## DATA LINES:
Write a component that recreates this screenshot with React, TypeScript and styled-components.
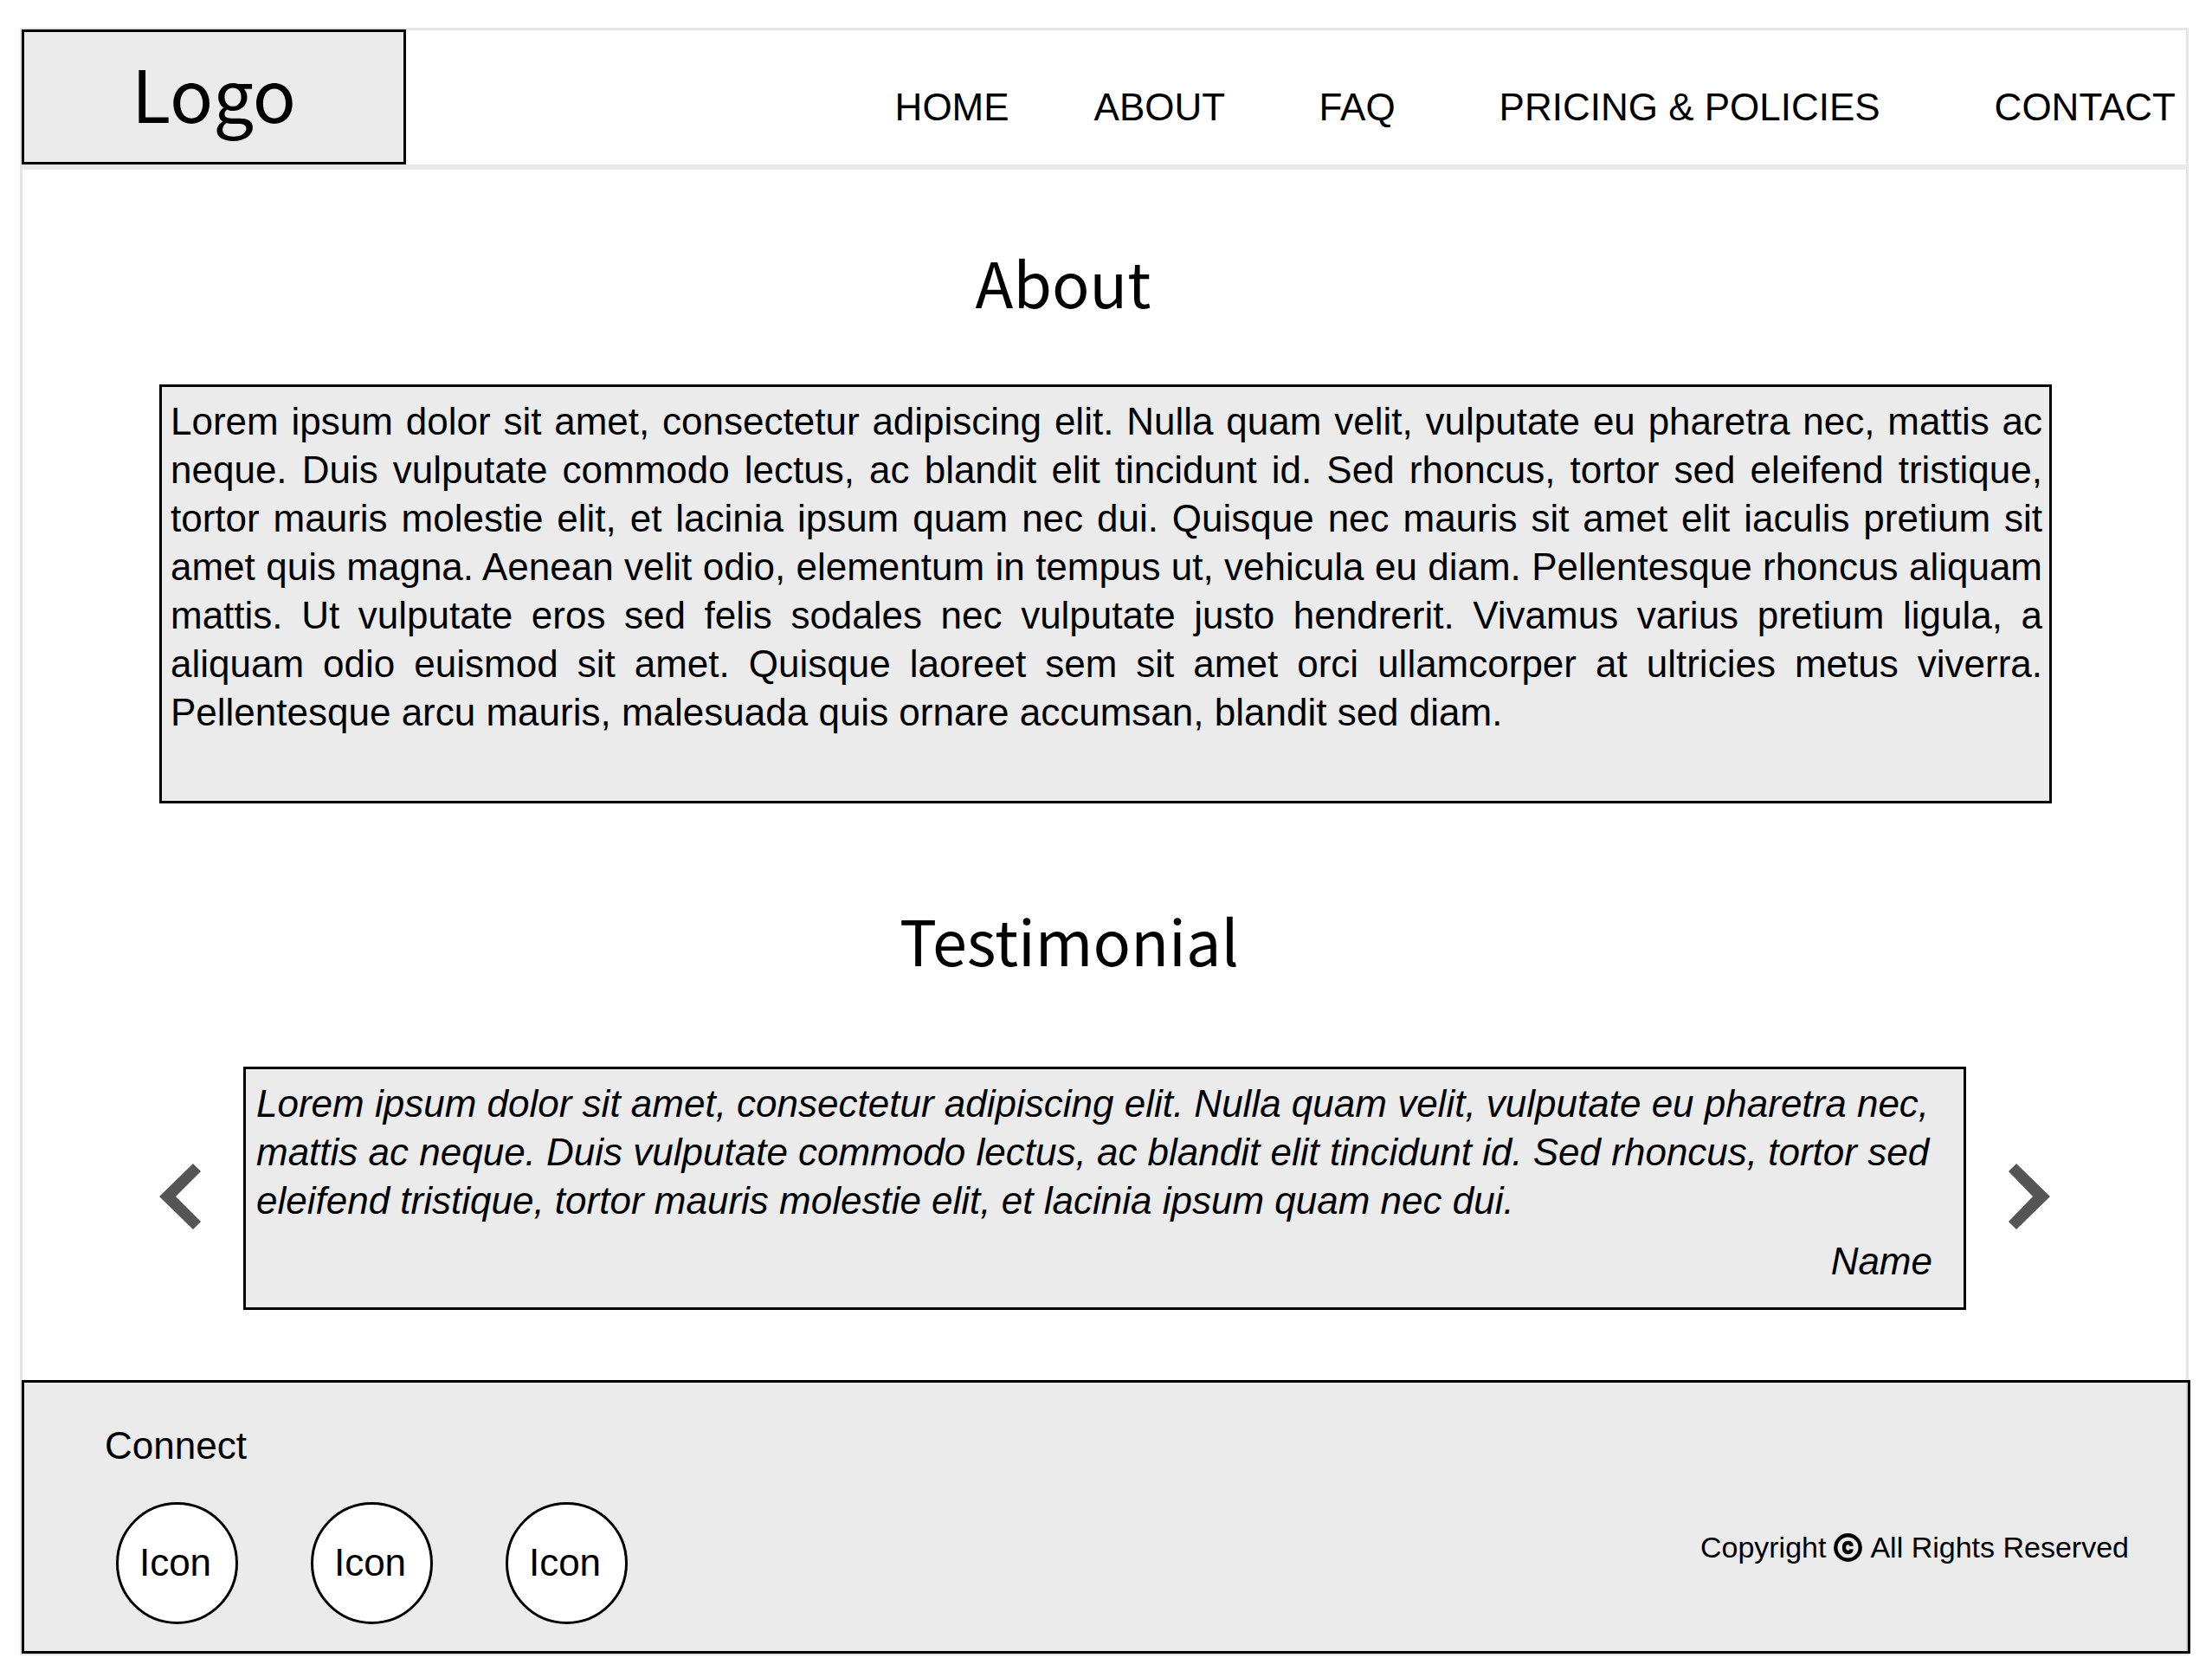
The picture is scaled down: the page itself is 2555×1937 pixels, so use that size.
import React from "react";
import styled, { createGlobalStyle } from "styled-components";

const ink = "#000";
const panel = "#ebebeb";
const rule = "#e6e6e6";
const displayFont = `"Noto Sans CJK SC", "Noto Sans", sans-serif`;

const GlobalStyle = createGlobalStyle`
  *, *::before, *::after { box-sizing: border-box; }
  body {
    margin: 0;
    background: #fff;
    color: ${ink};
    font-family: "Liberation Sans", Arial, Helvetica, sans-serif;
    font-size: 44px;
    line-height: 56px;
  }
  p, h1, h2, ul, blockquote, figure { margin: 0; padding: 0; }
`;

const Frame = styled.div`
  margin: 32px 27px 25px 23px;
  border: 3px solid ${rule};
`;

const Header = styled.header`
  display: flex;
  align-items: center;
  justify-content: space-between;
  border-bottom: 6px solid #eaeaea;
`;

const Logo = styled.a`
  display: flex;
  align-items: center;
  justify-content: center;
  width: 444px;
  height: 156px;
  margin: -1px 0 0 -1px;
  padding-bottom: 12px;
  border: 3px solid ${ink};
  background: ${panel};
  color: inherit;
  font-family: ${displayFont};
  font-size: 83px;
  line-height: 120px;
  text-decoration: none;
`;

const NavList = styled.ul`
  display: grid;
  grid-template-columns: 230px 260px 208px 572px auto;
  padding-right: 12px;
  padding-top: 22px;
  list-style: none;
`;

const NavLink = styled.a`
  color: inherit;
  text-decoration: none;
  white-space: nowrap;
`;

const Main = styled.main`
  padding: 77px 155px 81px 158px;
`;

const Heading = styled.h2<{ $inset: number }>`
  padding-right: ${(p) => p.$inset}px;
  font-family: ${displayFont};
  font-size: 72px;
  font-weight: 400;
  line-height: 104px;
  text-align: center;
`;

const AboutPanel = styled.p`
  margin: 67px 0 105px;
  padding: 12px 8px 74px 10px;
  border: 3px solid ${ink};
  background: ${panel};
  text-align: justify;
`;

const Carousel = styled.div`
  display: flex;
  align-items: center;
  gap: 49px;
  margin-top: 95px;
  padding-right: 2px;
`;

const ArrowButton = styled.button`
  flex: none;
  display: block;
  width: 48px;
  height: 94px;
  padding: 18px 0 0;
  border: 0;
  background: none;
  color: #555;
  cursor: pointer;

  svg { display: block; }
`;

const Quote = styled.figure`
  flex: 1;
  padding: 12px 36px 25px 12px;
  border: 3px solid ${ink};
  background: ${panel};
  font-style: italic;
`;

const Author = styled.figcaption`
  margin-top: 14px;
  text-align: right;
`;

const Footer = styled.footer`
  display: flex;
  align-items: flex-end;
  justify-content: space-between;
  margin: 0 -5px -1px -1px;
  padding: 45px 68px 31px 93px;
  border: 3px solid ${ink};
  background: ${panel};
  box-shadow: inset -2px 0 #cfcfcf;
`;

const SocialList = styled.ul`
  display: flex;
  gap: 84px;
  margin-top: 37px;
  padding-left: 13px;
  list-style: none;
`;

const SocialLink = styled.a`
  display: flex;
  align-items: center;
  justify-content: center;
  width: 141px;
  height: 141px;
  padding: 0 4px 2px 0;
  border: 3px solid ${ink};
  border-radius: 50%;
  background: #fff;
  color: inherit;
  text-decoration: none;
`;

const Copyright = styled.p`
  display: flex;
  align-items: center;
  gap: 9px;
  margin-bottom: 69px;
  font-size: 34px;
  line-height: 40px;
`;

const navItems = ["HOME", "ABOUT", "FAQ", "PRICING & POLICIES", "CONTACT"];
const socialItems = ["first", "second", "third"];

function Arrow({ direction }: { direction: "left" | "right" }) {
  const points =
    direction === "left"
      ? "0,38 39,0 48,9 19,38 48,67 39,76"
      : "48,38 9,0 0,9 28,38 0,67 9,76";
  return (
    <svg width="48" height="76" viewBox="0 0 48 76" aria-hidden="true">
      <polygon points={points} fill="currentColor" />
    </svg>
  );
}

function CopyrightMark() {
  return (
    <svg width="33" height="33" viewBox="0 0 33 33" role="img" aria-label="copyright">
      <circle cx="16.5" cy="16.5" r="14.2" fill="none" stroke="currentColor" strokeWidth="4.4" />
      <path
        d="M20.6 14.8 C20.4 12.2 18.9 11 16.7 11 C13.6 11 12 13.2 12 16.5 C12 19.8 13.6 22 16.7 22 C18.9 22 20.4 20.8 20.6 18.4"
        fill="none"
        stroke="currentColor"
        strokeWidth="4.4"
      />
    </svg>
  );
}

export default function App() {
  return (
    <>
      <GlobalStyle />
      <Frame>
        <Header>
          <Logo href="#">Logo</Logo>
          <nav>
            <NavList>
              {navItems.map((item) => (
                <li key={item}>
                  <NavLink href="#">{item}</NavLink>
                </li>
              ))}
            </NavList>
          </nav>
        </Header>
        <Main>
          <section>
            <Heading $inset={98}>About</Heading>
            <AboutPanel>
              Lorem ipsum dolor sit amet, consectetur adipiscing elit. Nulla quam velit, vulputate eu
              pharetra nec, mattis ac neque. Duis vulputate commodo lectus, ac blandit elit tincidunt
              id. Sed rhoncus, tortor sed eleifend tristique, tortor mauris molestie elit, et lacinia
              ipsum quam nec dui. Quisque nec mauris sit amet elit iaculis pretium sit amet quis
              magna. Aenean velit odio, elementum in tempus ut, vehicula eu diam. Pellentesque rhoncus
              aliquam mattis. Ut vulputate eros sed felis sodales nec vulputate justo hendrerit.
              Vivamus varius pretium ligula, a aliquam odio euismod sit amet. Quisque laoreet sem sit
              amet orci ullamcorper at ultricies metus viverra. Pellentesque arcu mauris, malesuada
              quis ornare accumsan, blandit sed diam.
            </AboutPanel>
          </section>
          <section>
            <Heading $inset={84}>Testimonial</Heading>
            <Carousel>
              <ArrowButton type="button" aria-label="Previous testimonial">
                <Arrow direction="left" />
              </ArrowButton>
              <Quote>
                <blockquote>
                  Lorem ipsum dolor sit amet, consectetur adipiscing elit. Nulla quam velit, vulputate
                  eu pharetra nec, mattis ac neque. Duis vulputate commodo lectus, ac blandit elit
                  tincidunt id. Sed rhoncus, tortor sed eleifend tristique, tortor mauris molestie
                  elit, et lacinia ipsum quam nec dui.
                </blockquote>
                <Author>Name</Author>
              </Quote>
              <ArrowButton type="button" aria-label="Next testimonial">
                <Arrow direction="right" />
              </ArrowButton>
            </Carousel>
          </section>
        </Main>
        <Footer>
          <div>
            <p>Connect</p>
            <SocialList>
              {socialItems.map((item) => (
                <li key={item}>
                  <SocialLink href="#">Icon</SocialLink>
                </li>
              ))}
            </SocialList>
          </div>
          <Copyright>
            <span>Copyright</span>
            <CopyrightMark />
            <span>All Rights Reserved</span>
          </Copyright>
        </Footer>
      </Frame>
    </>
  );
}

## GIVEN TASK:
Copy each line above that contains the string "React".

## THE COMPLETED TASK:
Write a component that recreates this screenshot with React, TypeScript and styled-components.
import React from "react";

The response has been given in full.